Reinhard Hauke
Der einzige Neupriester
26.06.2019
Vor einer Woche wurde im Erfurter Dom ein junger Mann zum Priester geweiht. Er stammt aus einem Dorf im Eichsfeld und hat seine theologische Ausbildung in Lantershofen erhalten, nachdem er sich für den Dienst als Priester entschieden und beworben hatte. Das ganze Dorf hat regen Anteil an dieser Weihe eines jungen Mannes genommen. Man kann ruhig auch sagen: Sie waren stolz auf ihn. Die Bewohner des Dorfes können nun sagen: „Auch bei uns kann eine Berufung für den geistlichen Dienst wachsen!“
Das ist ja überhaupt immer die Überraschung, die Gott uns schenkt! Er handelt ja nicht systematisch, so dass ein Pfarrer sagen könnte: „Wenn ich diese oder jene pastorale Aktivität entfalte, dann werden sich mit Sicherheit junge Menschen für den Dienst in der Kirche melden!“ Sicherlich bedarf es der klugen Überlegungen, was Berufungen fördert und was sie verhindert. Auch in Familienkreisen muss darüber gesprochen werden. Machen kann es aber niemand, sondern eigentlich müssen wir nur wachsam sein, wenn Gott Berufungen weckt, diese dann erkennen und fördern.

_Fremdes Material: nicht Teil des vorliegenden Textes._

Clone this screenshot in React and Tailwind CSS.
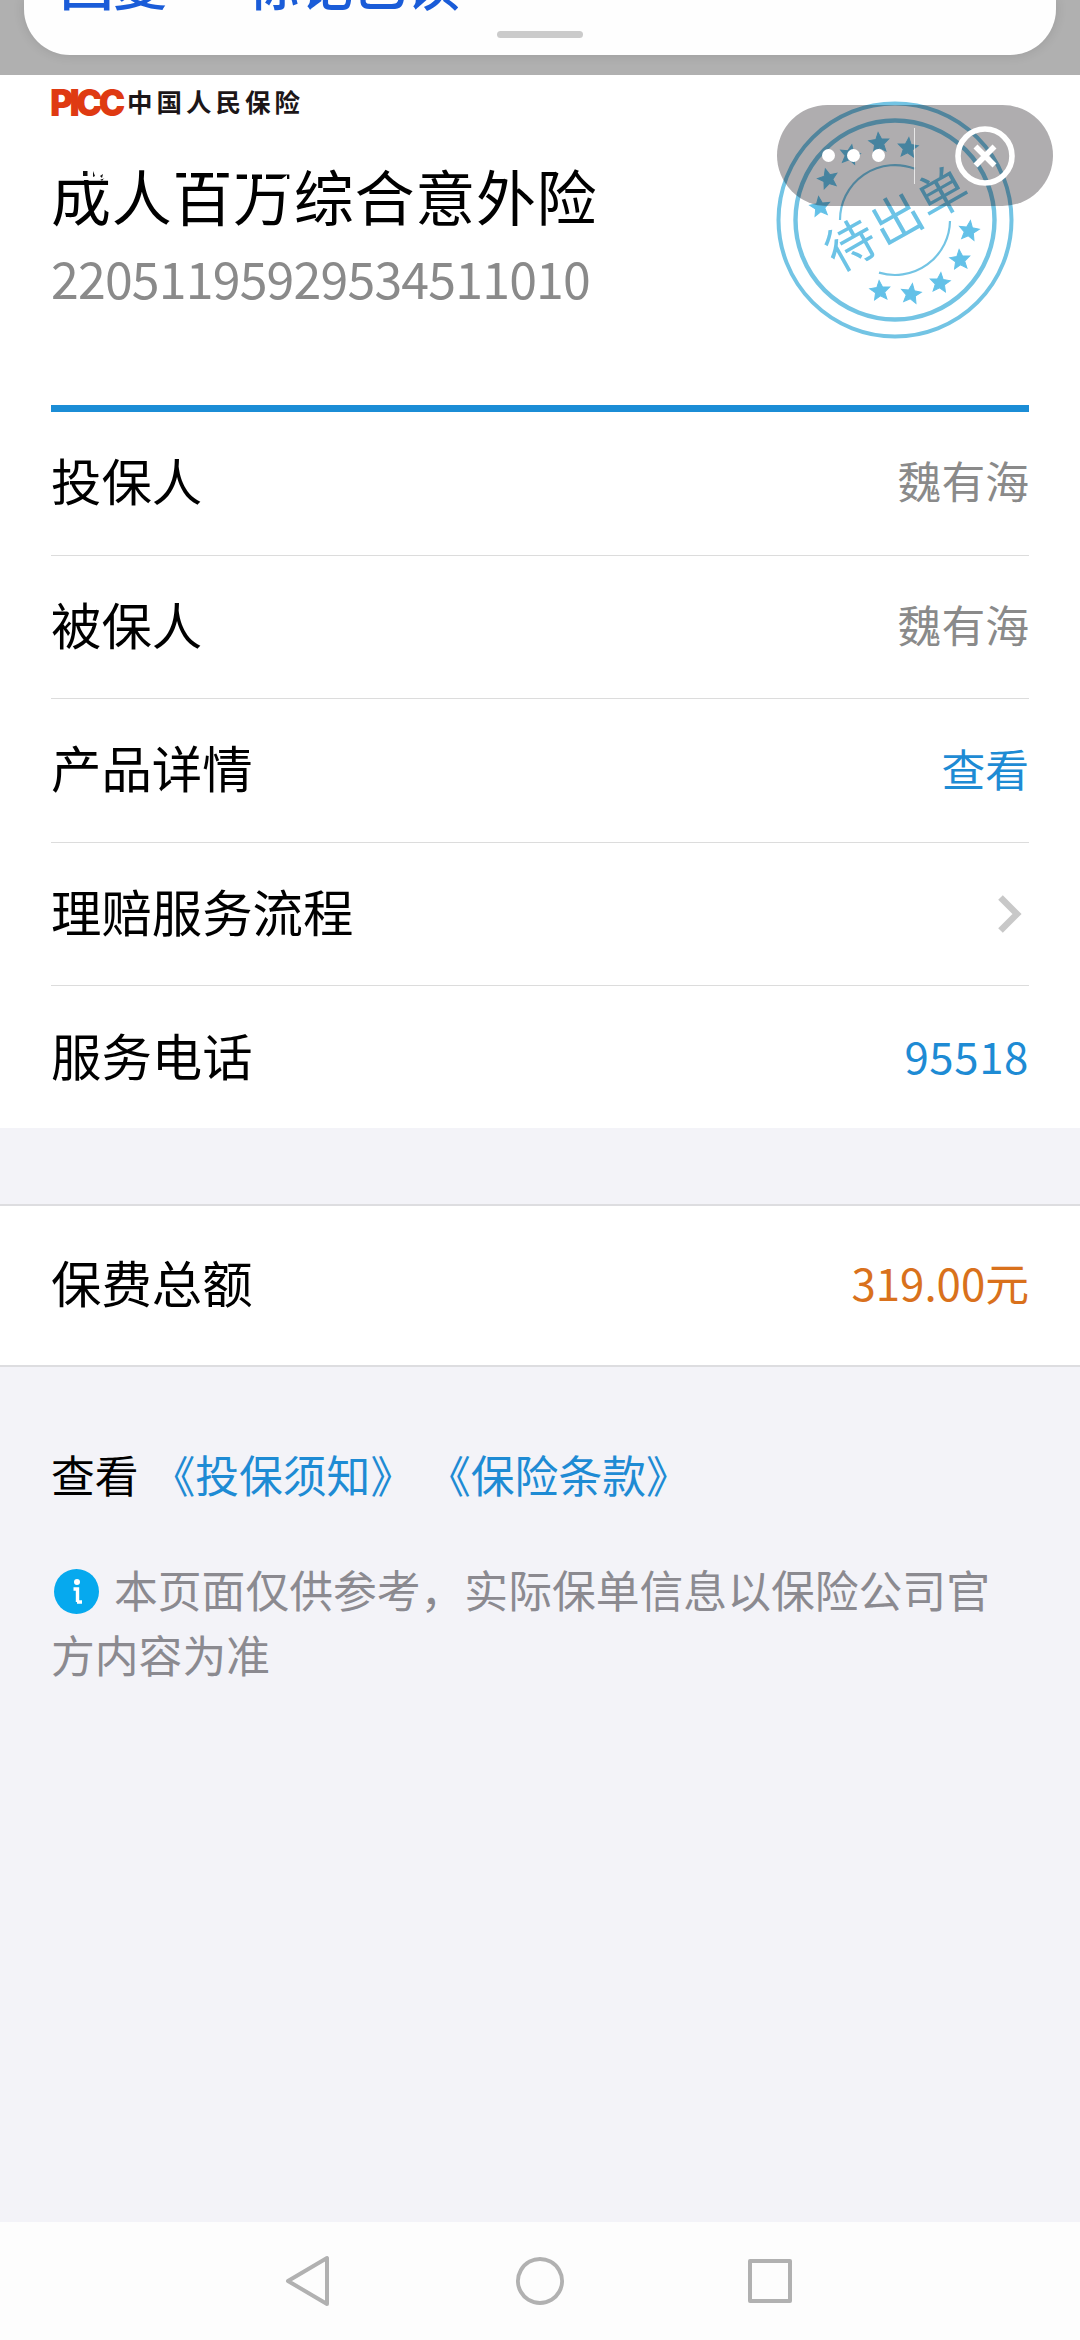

Anlässlich der Priesterweihe wurde ich von einem Journalisten gefragt, warum es denn nur diese einzige Priesterweihe gab. Diese Frage hat mich verwirrt, denn ich war eigentlich froh, dass wir dadurch auch mit der Personalplanung hinkommen. Der Neupriester kann jetzt die Stelle eines „altgedienten“ Kaplans übernehmen, der nun bald Pfarrer sein wird. In der Frage des Journalistenklang so etwas wie Traurigkeit, aber auch ein bisschen der Vorwurf, dass wir uns als Bistumsleitung nicht richtig gekümmert haben.
Es scheint schwer zu sein, Verständnis dafür zu entwickeln, dass ein Dienst in der Kirche nicht nur von der fachlichen Qualifikation abhängig ist, sondern auch von der Berufung in den Dienst durch Gott. In der theologischen Fakultät in Erfurt, die einen guten Ruf hat, studieren zahlreiche Männer und Frauen für das Lehramt oder auch in Verbindung mit anderen Studiengängen, wie z.B. Wirtschaft. Sie kennen sich genauso wie die Seminaristen des Priesterseminars in den Fragen der Theologie aus, aber sie werden nicht in den Dienst der Kirche eintreten – eventuell vielleicht als Religionslehrer mit einer Missio canonica. Eine Berufung in den Dienst der Kirche und das damit verbundene Charisma der Leitung kann nur erbetet und dann gefördert und gestaltet werden.
Deshalb sind die Kirchengemeinden gebeten, das Anliegen des Gebets um Berufungen in den seelsorglichen Dienst nicht zu vernachlässigen. Eine Priesterweihe ist dann wie eine große Erntefeier, denn auch die Ernte auf den Feldern und im Garten hängt vom Segen Gottes ab. Unser Neupriester, der auf dem Land aufgewachsen ist, wird das gut verstehen und deshalb glaubwürdig vermitteln können.
Ich freue mich über diesen „Einzigen“ und wünsche mir, dass alle, die über den Dienst in der Kirche nachdenken, nicht das Gebet dafür vergessen.